__Pages as source code__
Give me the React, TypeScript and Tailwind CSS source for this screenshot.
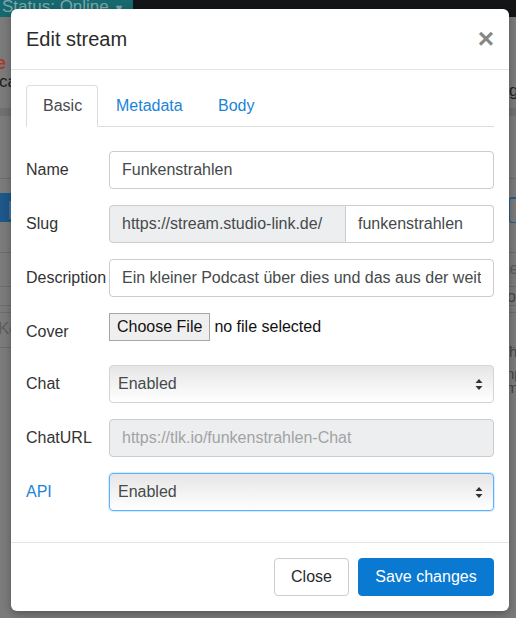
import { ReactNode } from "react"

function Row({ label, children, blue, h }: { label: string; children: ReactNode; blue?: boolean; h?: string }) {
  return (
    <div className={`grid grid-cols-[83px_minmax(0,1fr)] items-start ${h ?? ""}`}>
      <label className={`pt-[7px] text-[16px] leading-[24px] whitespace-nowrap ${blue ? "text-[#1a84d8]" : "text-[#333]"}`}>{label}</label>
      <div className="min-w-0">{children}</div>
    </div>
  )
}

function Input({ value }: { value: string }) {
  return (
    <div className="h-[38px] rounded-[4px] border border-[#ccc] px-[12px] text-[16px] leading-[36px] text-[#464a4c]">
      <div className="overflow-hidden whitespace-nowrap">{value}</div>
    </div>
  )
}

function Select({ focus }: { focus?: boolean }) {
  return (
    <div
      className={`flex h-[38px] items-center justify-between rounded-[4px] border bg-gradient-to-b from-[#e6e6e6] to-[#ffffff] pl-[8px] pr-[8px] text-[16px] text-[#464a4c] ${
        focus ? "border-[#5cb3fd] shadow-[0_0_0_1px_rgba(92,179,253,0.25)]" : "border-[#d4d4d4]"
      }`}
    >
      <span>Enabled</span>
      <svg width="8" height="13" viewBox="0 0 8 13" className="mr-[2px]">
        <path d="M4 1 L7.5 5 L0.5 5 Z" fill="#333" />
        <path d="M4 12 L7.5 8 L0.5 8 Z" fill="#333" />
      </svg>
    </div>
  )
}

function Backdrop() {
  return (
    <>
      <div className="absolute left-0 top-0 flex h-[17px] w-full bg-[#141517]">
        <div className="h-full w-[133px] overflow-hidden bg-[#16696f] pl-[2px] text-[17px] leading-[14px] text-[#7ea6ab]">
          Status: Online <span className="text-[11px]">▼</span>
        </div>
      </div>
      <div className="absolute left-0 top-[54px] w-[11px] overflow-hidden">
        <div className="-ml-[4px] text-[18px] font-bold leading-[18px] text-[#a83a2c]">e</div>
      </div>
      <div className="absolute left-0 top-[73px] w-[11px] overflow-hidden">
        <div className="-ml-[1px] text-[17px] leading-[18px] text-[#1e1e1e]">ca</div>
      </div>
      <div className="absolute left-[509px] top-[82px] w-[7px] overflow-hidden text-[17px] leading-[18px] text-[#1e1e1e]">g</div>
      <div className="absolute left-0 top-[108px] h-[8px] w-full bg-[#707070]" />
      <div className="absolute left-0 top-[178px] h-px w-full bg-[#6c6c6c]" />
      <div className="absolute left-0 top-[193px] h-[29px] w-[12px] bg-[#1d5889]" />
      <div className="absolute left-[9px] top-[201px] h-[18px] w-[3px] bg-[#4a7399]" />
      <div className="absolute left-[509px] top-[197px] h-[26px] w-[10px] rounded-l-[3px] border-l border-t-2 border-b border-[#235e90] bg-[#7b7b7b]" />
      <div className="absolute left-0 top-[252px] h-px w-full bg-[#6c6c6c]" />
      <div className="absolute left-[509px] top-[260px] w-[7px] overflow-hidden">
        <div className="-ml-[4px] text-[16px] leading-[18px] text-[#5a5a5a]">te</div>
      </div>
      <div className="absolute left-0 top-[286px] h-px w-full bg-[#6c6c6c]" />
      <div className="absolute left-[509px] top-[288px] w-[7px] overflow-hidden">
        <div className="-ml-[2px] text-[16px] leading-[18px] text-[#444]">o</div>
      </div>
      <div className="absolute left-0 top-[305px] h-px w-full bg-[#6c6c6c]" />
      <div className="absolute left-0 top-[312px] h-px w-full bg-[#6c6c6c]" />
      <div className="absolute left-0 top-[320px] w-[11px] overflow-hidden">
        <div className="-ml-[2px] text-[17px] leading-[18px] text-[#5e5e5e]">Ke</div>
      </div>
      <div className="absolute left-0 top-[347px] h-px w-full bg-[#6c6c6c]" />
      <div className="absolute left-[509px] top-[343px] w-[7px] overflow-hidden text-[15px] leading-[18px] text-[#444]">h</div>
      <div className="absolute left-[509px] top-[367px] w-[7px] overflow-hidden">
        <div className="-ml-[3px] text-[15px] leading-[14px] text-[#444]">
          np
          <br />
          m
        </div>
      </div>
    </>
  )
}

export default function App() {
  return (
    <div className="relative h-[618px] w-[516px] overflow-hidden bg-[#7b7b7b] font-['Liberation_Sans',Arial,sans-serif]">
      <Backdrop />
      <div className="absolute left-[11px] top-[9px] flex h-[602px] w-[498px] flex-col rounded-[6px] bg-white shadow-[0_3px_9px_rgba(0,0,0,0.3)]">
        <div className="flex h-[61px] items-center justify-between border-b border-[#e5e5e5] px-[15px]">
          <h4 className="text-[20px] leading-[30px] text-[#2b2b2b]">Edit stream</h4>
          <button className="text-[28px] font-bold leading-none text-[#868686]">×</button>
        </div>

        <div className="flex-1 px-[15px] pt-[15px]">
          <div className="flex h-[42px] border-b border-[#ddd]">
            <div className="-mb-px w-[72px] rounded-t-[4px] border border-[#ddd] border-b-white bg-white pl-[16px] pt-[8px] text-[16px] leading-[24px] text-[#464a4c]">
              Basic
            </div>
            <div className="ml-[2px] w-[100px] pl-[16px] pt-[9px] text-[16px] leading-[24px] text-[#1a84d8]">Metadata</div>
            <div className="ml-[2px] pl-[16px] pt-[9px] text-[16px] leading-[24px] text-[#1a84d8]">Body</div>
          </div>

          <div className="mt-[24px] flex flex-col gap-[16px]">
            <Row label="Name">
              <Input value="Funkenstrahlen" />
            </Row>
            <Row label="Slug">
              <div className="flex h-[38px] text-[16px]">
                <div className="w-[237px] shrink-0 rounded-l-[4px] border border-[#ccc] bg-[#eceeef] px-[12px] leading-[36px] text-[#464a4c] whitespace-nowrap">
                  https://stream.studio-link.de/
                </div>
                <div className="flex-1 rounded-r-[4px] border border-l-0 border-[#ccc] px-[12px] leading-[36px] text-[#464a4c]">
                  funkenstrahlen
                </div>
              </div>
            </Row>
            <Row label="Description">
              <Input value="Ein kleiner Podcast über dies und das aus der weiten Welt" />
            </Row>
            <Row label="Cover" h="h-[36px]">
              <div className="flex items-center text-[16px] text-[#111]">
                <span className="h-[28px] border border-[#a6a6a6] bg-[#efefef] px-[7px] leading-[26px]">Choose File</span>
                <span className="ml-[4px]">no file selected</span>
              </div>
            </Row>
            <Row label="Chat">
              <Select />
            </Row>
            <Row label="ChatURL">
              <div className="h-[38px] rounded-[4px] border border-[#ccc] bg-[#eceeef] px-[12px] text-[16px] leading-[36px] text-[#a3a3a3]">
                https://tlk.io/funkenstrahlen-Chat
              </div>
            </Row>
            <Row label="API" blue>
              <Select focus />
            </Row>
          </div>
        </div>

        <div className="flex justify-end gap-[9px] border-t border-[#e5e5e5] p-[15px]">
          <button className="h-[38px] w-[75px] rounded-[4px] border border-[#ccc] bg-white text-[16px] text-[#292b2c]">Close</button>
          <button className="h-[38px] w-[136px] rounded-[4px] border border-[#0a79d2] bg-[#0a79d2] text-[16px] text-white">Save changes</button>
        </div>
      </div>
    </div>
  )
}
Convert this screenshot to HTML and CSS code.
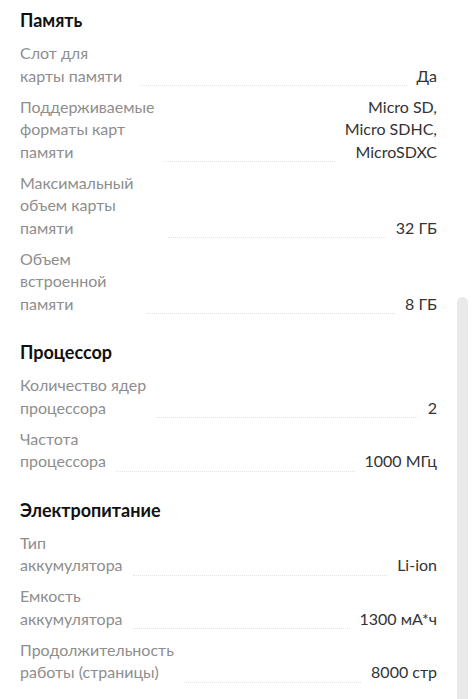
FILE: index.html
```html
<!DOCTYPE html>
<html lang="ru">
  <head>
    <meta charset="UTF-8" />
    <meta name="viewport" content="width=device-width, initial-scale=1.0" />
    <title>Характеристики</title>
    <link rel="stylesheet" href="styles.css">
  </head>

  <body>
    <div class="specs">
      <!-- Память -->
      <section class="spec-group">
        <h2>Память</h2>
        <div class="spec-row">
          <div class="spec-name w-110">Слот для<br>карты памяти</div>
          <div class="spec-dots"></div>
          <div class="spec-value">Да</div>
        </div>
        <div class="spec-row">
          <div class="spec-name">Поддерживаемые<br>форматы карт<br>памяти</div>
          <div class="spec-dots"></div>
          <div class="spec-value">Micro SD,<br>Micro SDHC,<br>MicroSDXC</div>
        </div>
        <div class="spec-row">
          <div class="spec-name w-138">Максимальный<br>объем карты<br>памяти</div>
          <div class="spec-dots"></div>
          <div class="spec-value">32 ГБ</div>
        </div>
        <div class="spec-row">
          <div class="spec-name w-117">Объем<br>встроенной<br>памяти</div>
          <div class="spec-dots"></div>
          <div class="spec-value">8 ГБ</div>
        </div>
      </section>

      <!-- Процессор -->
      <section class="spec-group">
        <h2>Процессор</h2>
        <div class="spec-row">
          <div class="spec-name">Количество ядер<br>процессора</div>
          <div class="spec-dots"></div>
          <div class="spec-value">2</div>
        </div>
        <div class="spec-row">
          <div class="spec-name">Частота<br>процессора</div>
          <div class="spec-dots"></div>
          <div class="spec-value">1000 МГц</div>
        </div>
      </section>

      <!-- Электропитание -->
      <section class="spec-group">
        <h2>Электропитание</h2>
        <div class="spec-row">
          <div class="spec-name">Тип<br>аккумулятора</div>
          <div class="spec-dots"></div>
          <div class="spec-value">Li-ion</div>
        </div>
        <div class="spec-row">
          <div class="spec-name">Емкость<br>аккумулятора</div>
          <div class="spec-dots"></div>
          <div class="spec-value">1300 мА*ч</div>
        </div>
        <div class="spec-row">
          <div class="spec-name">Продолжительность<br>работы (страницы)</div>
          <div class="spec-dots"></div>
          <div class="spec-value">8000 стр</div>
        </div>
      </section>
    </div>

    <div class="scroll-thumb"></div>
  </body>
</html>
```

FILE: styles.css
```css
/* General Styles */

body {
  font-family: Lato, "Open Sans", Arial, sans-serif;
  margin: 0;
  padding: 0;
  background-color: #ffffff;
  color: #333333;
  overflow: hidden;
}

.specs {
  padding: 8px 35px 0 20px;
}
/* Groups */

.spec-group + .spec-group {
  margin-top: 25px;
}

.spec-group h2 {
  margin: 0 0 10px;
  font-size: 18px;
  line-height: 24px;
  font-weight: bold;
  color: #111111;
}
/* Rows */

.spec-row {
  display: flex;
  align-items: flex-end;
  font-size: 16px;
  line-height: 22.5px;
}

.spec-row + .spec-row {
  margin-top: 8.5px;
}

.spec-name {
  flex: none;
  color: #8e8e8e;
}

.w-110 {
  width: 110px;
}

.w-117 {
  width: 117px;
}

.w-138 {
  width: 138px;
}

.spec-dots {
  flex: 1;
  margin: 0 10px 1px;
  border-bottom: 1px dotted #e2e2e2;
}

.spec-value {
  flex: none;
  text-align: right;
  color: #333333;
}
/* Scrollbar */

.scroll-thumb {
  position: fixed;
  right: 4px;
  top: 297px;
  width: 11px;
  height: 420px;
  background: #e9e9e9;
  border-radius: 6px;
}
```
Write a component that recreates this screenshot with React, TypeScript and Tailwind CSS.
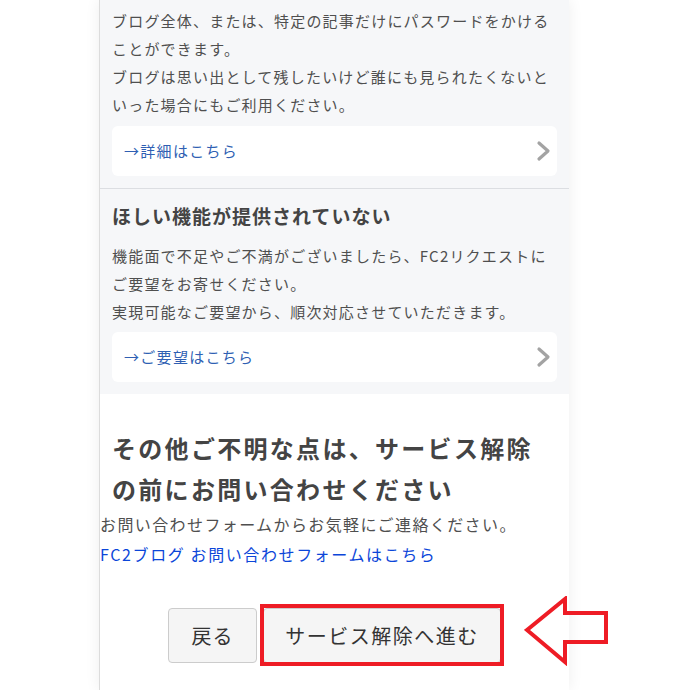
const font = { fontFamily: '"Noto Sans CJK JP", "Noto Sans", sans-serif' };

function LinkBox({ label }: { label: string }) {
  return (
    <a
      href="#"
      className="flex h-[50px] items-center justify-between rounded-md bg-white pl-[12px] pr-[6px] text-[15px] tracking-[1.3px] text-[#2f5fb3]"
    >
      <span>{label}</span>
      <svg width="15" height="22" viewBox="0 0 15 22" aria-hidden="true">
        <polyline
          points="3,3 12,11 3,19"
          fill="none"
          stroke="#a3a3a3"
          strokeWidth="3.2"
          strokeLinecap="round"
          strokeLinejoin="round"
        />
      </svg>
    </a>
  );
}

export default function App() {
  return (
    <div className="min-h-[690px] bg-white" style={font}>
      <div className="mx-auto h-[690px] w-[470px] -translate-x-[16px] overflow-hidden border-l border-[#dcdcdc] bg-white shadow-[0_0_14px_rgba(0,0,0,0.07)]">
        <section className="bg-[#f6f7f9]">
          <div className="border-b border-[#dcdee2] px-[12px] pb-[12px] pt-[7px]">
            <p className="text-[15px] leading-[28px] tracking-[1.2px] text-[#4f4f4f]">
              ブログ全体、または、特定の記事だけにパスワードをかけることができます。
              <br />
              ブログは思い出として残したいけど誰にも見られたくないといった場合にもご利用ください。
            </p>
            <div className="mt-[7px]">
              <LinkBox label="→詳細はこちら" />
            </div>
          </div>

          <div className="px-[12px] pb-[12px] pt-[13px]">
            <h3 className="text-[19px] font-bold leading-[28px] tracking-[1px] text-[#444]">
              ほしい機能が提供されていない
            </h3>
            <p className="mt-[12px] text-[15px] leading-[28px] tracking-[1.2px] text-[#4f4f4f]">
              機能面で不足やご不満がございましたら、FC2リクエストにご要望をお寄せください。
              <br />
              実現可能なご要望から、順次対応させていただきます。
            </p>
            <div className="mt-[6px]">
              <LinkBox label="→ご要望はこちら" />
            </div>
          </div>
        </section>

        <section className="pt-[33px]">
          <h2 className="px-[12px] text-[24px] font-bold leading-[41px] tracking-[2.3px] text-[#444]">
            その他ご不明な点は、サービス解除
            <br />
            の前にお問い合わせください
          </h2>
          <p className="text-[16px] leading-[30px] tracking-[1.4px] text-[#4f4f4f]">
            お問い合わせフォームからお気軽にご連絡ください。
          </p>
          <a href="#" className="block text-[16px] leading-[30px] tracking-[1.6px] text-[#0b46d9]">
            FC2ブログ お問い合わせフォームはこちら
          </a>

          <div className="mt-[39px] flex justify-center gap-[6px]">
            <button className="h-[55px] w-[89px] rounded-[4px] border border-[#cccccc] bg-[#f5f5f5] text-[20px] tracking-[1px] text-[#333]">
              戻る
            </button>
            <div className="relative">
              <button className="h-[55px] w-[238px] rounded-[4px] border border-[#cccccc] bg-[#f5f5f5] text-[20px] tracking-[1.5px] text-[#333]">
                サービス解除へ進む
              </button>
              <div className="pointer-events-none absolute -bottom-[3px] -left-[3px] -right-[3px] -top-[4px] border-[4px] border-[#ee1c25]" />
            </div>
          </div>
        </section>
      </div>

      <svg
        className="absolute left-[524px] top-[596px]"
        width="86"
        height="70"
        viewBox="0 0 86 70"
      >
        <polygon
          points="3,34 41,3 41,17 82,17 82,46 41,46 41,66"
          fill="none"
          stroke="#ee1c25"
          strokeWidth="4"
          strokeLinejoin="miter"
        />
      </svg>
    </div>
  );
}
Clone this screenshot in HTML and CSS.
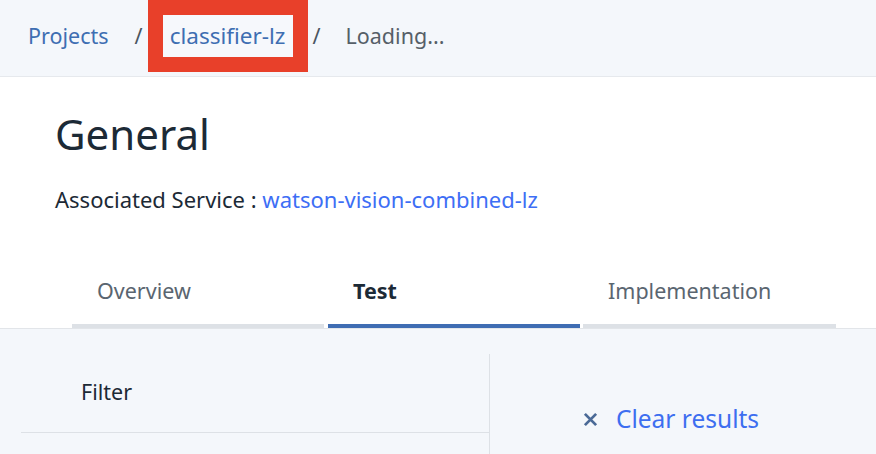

__Task objective__
Copy each line of the records above that carries the word "this".

__Written reply__
Give me the React, TypeScript and Tailwind CSS source for this screenshot.
Convert this screenshot to HTML and CSS code.
Write a component that recreates this screenshot with React, TypeScript and Tailwind CSS.
Clone this screenshot in HTML and CSS.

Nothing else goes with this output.